Bernard had been famous and infamous well beyond the village boundaries. Stumble upon someone in Nice, mentioning your home village, strangers would immediately ask: “Do you know Bernard the baker in the Grande Rue?!” His fame was built on his mastery of the village-owned wood oven, which he had managed for years, producing croissants and bread artisanal, which tasted smoky and slightly hard, but like nothing else in the canton.

Surprisingly the new style bakery further along the road, run by M. Le Boulanger and Mrs Bakerlady, and Bernard the baker were not in competition with each other, although each of us always felt a little disloyal if we bought bread from one and not the other.

His fame was also built on his generosity towards children or anyone passing for that matter, sharing the fruits of his labour liberally. Using water from the local spring, the bread was so perfectly balanced that by the evening Bernard’s baguettes had turned to the consistency of a stone. The joke was always that if you hadn’t eaten his bread by the end of the day, you always had a handy weapon ready should anyone break into your property during the night.

His infamy however rose from a darker place. Catch him before 7am and he would be the most charming, intelligent and philosophical man you could meet. Any time after that, drink would transform him into an unpredictable, tormented, querulous character wrenched out of a Dostoyevsky novel and dropped into the bright burning golden sun. Somehow you knew it would not end well.

Throughout the day, as he was putting the used ash from the wood oven into the metal barrels behind the bakery, the mountain of empty beer bottles rose at the same speed.
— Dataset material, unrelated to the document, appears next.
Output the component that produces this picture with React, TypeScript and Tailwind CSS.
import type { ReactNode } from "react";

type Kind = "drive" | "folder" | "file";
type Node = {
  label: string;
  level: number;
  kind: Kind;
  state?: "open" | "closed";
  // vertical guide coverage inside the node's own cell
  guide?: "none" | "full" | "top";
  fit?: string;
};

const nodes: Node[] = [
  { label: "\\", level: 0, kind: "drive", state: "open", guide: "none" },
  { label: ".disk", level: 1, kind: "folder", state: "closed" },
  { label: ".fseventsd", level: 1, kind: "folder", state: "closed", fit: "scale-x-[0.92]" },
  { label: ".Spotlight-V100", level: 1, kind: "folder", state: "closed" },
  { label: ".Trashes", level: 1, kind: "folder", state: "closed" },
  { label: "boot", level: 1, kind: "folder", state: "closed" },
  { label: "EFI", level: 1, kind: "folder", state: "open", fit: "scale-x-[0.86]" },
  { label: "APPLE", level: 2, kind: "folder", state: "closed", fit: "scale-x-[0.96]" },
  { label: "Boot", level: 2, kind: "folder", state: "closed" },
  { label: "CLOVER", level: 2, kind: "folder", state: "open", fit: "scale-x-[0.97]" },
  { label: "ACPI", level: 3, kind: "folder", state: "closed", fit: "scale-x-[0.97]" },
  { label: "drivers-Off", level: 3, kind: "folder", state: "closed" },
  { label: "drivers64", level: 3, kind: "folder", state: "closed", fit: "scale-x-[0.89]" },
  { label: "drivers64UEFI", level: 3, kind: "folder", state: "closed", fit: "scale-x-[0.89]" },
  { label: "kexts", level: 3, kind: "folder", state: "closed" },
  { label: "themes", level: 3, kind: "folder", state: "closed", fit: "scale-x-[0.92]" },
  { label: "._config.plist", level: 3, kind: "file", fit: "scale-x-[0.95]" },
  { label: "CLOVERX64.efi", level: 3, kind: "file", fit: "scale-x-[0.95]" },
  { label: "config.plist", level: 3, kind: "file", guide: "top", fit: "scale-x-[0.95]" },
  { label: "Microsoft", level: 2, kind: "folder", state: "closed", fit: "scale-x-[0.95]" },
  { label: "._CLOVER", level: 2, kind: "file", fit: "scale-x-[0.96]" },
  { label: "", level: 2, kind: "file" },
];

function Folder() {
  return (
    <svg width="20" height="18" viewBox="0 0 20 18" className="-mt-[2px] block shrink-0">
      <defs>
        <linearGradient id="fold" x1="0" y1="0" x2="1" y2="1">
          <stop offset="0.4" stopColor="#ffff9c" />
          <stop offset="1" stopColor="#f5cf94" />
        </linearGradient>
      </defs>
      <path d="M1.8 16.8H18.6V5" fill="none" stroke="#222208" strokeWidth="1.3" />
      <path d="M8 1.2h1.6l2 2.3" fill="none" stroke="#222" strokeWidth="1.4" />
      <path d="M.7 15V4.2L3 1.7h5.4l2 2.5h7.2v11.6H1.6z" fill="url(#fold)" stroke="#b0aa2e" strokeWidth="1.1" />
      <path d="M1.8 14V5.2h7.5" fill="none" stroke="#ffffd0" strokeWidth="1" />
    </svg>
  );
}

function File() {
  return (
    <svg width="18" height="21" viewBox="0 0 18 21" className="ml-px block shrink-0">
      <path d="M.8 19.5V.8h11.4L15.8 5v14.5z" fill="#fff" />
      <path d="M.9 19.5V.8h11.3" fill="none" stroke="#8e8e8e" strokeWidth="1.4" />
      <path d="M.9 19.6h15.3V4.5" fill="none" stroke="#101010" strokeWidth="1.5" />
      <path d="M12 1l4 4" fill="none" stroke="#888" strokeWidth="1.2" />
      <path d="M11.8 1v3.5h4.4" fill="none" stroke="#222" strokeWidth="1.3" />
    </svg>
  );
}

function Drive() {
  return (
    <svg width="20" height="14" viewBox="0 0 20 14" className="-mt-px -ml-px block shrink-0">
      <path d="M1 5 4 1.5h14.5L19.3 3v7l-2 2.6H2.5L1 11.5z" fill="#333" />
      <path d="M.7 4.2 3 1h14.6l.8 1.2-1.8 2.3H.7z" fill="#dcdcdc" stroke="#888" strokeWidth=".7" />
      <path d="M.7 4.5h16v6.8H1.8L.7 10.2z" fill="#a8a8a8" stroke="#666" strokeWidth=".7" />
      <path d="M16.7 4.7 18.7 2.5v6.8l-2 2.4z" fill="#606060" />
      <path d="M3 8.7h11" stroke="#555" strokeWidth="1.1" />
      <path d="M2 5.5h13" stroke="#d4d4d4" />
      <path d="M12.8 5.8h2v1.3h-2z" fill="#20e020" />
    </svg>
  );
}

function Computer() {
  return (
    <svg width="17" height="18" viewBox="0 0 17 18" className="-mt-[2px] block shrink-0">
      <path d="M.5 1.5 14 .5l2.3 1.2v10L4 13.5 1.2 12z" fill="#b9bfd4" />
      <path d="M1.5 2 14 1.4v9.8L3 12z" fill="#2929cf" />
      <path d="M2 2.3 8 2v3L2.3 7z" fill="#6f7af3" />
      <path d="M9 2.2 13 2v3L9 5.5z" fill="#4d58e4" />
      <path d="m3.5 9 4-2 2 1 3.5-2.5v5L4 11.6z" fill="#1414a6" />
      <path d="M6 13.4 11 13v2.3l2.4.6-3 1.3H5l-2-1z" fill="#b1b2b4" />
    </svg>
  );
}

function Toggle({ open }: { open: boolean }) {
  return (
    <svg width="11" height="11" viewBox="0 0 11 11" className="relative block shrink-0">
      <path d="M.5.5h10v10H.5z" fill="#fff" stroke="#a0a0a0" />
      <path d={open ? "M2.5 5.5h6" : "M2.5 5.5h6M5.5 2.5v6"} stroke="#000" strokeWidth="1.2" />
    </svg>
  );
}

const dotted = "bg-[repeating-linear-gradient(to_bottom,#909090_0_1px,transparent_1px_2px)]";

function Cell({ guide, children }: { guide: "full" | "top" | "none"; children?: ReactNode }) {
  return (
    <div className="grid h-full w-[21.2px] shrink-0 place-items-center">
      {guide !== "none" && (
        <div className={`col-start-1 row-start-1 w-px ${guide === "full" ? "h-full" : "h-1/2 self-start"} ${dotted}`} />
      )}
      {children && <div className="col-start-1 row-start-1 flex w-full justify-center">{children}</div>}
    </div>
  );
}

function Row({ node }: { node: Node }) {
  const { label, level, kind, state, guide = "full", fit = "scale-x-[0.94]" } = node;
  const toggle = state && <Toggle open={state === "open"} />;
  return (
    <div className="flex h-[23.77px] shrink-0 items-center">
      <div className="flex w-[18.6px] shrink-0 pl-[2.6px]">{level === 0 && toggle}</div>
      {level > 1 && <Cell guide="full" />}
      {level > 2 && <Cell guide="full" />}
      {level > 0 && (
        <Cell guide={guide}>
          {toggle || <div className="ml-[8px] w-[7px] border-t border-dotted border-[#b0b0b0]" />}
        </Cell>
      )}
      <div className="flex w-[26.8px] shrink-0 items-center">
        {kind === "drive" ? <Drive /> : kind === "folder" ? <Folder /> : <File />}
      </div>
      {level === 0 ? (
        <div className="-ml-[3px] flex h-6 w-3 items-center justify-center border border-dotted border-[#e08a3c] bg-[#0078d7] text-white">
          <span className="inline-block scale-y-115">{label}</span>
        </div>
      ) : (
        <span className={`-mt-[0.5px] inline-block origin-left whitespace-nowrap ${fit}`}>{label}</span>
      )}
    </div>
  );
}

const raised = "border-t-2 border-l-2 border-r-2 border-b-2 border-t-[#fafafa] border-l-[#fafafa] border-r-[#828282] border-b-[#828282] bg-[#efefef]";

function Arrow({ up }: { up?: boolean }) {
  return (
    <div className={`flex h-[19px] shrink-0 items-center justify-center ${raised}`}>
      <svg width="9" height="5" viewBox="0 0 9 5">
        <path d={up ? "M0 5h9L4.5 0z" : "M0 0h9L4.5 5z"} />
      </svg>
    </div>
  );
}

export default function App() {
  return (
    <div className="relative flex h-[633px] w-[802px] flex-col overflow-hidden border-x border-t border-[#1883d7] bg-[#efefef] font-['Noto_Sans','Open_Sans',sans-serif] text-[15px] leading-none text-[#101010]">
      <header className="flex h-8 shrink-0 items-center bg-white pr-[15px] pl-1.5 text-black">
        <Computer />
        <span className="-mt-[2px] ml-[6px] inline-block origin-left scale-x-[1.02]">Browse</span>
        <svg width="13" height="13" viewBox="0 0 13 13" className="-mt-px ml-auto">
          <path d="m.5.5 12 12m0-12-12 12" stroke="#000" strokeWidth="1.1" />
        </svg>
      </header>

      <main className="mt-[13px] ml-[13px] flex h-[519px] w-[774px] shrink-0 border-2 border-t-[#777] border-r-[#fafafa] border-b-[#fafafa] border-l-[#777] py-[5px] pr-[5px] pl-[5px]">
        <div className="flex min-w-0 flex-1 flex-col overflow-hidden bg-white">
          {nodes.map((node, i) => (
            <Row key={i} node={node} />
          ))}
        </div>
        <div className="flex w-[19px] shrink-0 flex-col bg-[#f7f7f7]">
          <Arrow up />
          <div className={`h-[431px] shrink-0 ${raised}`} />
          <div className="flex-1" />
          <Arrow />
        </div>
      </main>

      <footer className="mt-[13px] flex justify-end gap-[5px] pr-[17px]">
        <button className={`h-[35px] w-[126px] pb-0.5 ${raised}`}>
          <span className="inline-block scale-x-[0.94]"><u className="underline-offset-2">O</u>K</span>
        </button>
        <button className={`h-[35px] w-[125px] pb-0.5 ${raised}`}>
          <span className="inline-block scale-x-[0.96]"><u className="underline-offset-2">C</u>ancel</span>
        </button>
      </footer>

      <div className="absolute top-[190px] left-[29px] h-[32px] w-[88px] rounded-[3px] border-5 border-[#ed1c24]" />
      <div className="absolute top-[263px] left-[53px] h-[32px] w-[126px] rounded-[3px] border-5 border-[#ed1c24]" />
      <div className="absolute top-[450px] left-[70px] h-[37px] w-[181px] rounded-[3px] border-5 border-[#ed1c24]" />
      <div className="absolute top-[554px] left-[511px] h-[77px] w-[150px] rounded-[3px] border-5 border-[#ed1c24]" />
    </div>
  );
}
He walked around hunched and unkempt, would sit on his chair by the door of the bakery and mutter to himself. Should you pass on a bad day he was capable of berating you loudly, commenting on items of clothing and other unrelated subjects. Whatever anguish he tried to tame and dazzle with the poisoned liquid eventually defeated him.

Those who had known him over the years and had spent time discussing the more profound things in life all attested to his kindness, his high intelligence and his great heart.

His mother buried Bernard just after Christmas. You can still see her walking the village streets with her dog, her head slightly bent, lost in thought.